> _Exercise description_: From the listing below, extract every line in which the word "React" appears.

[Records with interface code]
---------------
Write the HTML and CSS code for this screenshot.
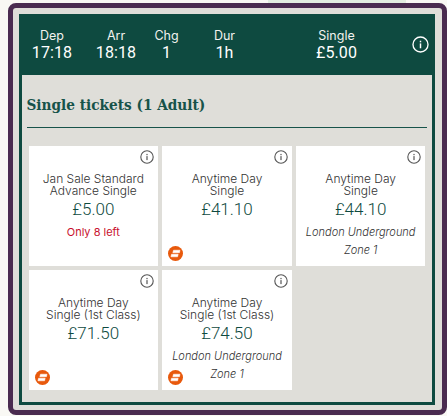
FILE: index.html
```html
<!DOCTYPE html>
<html lang="en">
<head>
<meta charset="utf-8">
<title>Single tickets</title>
<link rel="stylesheet" href="styles.css">
</head>
<body>
<svg class="defs" width="0" height="0" aria-hidden="true">
  <symbol id="info" viewBox="0 0 14 14">
    <circle cx="7" cy="7" r="6.2" fill="none" stroke="currentColor" stroke-width="1.1"/>
    <rect x="6.4" y="6.1" width="1.2" height="4" fill="currentColor"/>
    <rect x="6.4" y="3.9" width="1.2" height="1.3" fill="currentColor"/>
  </symbol>
  <symbol id="tube" viewBox="0 0 15 15">
    <circle cx="7.5" cy="7.5" r="7.5" fill="#e8590c"/>
    <path d="M5.500 4.200h6.500l-.5 2.500H4.800zM3.500 8.200h6.700l-.6 2.600H2.900z" fill="#fff" stroke="#fff" stroke-width=".5" stroke-linejoin="round"/>
  </symbol>
</svg>
<div class="top-strip"><span class="strip-white"></span><span class="strip-green"></span></div>
<main class="frame">
  <section class="panel">
    <header class="summary">
      <div class="col col-dep"><span class="lbl">Dep</span><span class="val">17:18</span></div>
      <div class="col col-arr"><span class="lbl">Arr</span><span class="val">18:18</span></div>
      <div class="col col-chg"><span class="lbl">Chg</span><span class="val">1</span></div>
      <div class="col col-dur"><span class="lbl">Dur</span><span class="val">1h</span></div>
      <div class="col col-single"><span class="lbl">Single</span><span class="val">£5.00</span></div>
      <svg class="summary-info"><use href="#info"/></svg>
    </header>
    <div class="body">
      <h2 class="title">Single tickets (1 Adult)</h2>
      <div class="grid">
        <article class="card">
          <svg class="card-info"><use href="#info"/></svg>
          <p class="name">Jan Sale Standard<br>Advance Single</p>
          <p class="price">£5.00</p>
          <p class="left">Only 8 left</p>
        </article>
        <article class="card">
          <svg class="card-info"><use href="#info"/></svg>
          <p class="name">Anytime Day<br>Single</p>
          <p class="price">£41.10</p>
          <svg class="tube"><use href="#tube"/></svg>
        </article>
        <article class="card">
          <svg class="card-info"><use href="#info"/></svg>
          <p class="name">Anytime Day<br>Single</p>
          <p class="price">£44.10</p>
          <p class="note">London Underground</p>
          <p class="note">Zone 1</p>
        </article>
        <article class="card">
          <svg class="card-info"><use href="#info"/></svg>
          <p class="name">Anytime Day<br>Single (1st Class)</p>
          <p class="price">£71.50</p>
          <svg class="tube"><use href="#tube"/></svg>
        </article>
        <article class="card">
          <svg class="card-info"><use href="#info"/></svg>
          <p class="name">Anytime Day<br>Single (1st Class)</p>
          <p class="price">£74.50</p>
          <p class="note">London Underground</p>
          <p class="note">Zone 1</p>
          <svg class="tube"><use href="#tube"/></svg>
        </article>
      </div>
    </div>
  </section>
</main>
</body>
</html>
```
FILE: styles.css
```css
* { box-sizing: border-box; }
html, body { margin: 0; padding: 0; }
body {
  width: 447px;
  height: 416px;
  overflow: hidden;
  background: #f9f8f4;
  font-family: "Inter", "Liberation Sans", sans-serif;
}
.defs { position: absolute; }
.top-strip { display: flex; height: 3px; }
.strip-white { width: 268px; background: #f9f8f4; }
.strip-green { width: 138px; background: #e2ede0; }
.frame {
  margin-left: 8px;
  width: 438.5px;
  height: 412px;
  border: 5.5px solid #4a2b50;
  border-radius: 8px;
  background: #dfded9;
  padding: 5.5px 5px 5px 5.5px;
}
.panel {
  width: 416.5px;
  height: 391px;
  background: #0e4a40;
  display: flex;
  flex-direction: column;
}
.summary {
  height: 61px;
  flex: none;
  display: flex;
  color: #fff;
  position: relative;
  padding-left: 14px;
}
.col {
  display: flex;
  flex-direction: column;
  align-items: center;
  padding-top: 15px;
}
.lbl { font-size: 12.5px; line-height: 14px; color: #f2f2ee; }
.val { font-family: "Roboto", sans-serif; font-size: 16px; line-height: 20px; letter-spacing: 0.1px; }
.col-dep { width: 39px; }
.col-arr { width: 39px; margin-left: 25px; }
.col-chg { width: 24px; margin-left: 19px; }
.col-dur { width: 24px; margin-left: 34px; }
.col-single { width: 50px; position: absolute; left: 293px; }
.summary-info {
  position: absolute;
  right: 6px;
  top: 22px;
  width: 17px;
  height: 17px;
  color: #fff;
}
.body {
  flex: 1;
  margin: 0 3px 3px 3px;
  background: #dfded9;
  padding: 0 5px 0 5px;
}
.title {
  margin: 0;
  height: 53px;
  padding-top: 20px;
  border-bottom: 1px solid #17534a;
  font-family: "DejaVu Serif Condensed", "DejaVu Serif", serif;
  font-size: 15.2px;
  line-height: 20px;
  font-weight: 700;
  color: #17534a;
}
.grid {
  display: grid;
  grid-template-columns: repeat(3, 129.67px);
  grid-auto-rows: 120px;
  gap: 4px;
  margin: 18px 0 0 2px;
}
.card {
  background: #fff;
  position: relative;
  text-align: center;
  padding-top: 27px;
  color: #444;
}
.card p { margin: 0; }
.card-info {
  position: absolute;
  top: 4px;
  right: 4px;
  width: 14px;
  height: 14px;
  color: #555;
}
.name { font-size: 12px; line-height: 12px; font-weight: 300; color: #333; }
.price { font-family: "Roboto", sans-serif; font-size: 17px; font-weight: 300; line-height: 20px; margin-top: 2px !important; color: #0e4a40; }
.left { font-size: 11px; line-height: 14px; margin-top: 6px !important; color: #c8102e; }
.note { font-size: 11px; font-weight: 300; line-height: 14px; font-style: italic; margin-top: 6px !important; color: #333; }
.note + .note { margin-top: 4px !important; }
.tube {
  position: absolute;
  left: 6px;
  bottom: 5px;
  width: 15px;
  height: 15px;
}
```
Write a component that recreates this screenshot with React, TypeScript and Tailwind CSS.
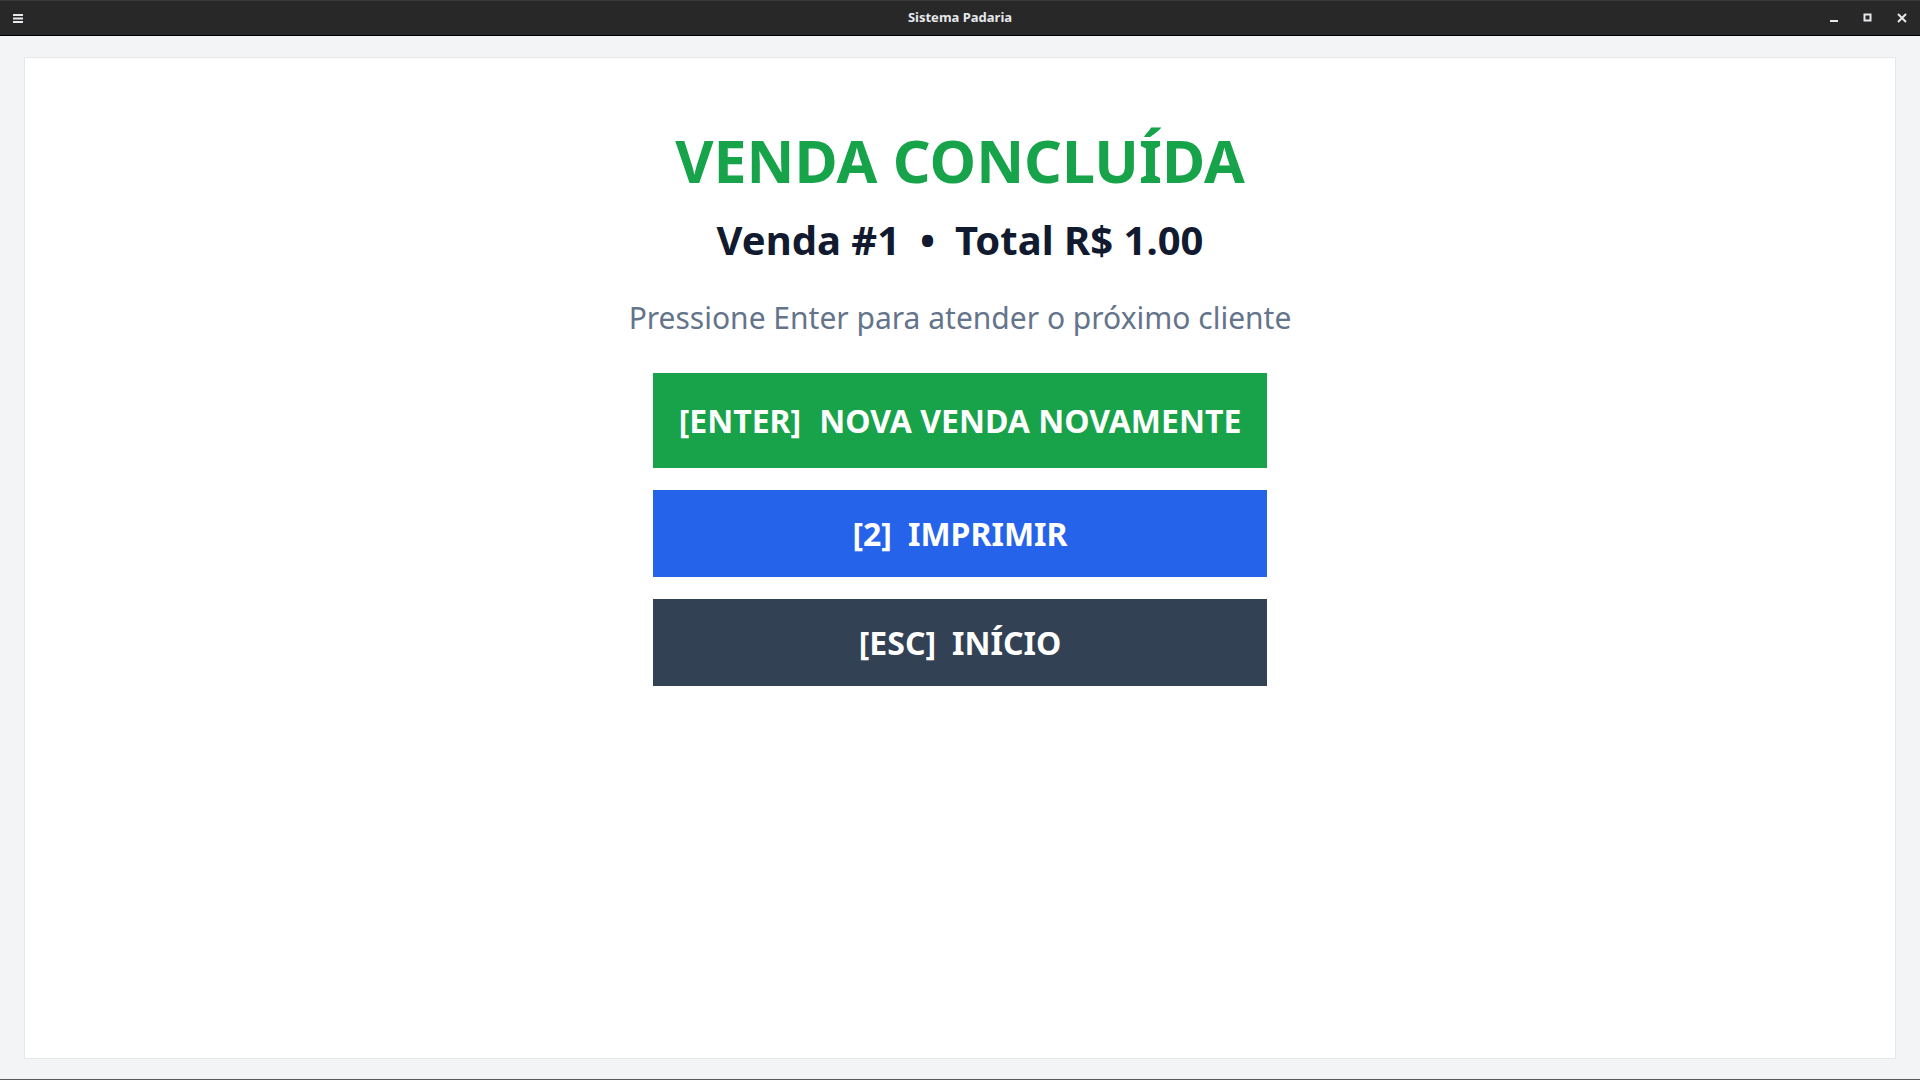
import React from "react";

export default function App() {
  return (
    <div className="w-[1920px] h-[1080px] flex flex-col bg-[#f3f4f6] overflow-hidden" style={{ fontFamily: '"Noto Sans", "Open Sans", sans-serif' }}>
      {/* Title bar */}
      <div className="h-[36px] shrink-0 bg-[#282828] border-t border-t-[#3a3a3a] border-b border-b-black flex items-center justify-between px-[13px] relative">
        <svg width="11" height="11" viewBox="0 0 11 11" className="text-[#e8eaee]">
          <rect x="0" y="1" width="10" height="2" fill="currentColor" />
          <rect x="0" y="4.5" width="10" height="2" fill="currentColor" />
          <rect x="0" y="8" width="10" height="2" fill="currentColor" />
        </svg>
        <div className="absolute left-0 right-0 top-0 bottom-0 flex items-center justify-center pointer-events-none">
          <span className="text-[13px] font-bold text-[#e6e8ec]">Sistema Padaria</span>
        </div>
        <div className="flex items-center gap-[24px]">
          <svg width="10" height="10" viewBox="0 0 10 10">
            <rect x="1" y="7" width="8" height="2" fill="#e6e8ec" />
          </svg>
          <svg width="10" height="10" viewBox="0 0 10 10">
            <rect x="1.5" y="1.5" width="6" height="6" fill="none" stroke="#e6e8ec" strokeWidth="2" />
          </svg>
          <svg width="10" height="10" viewBox="0 0 10 10">
            <path d="M1 1 L9 9 M9 1 L1 9" stroke="#e6e8ec" strokeWidth="2" />
          </svg>
        </div>
      </div>

      {/* Main area */}
      <div className="flex-1 px-6 pt-[21px] pb-[20px] border-b border-b-[#5a5a5a]">
        <div className="h-full bg-white border border-[#e5e7eb] flex flex-col items-center pt-[72px]">
          <h1 className="text-[59px] leading-[60px] font-bold text-[#16a34a]">VENDA CONCLUÍDA</h1>
          <div className="mt-[30px] text-[40px] leading-[40px] font-bold text-[#111a2e] flex items-center">
            <span>Venda #1</span>
            <span className="mx-[20px]">•</span>
            <span>Total R$ 1.00</span>
          </div>
          <p className="mt-[43px] text-[30px] leading-[30px] text-[#64748b]">Pressione Enter para atender o próximo cliente</p>
          <div className="mt-[40px] w-[614px] flex flex-col gap-[22px]">
            <button className="h-[95px] bg-[#18a34a] text-white text-[32px] font-bold flex items-center justify-center gap-[18px]">
              <span>[ENTER]</span>
              <span>NOVA VENDA NOVAMENTE</span>
            </button>
            <button className="h-[87px] bg-[#2563eb] text-white text-[32px] font-bold flex items-center justify-center gap-[16px]">
              <span>[2]</span>
              <span>IMPRIMIR</span>
            </button>
            <button className="h-[87px] bg-[#334155] text-white text-[32px] font-bold flex items-center justify-center gap-[16px]">
              <span>[ESC]</span>
              <span>INÍCIO</span>
            </button>
          </div>
        </div>
      </div>
    </div>
  );
}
---------------
> _Solution below_:
Write a component that recreates this screenshot with React, TypeScript and Tailwind CSS.
import React from "react";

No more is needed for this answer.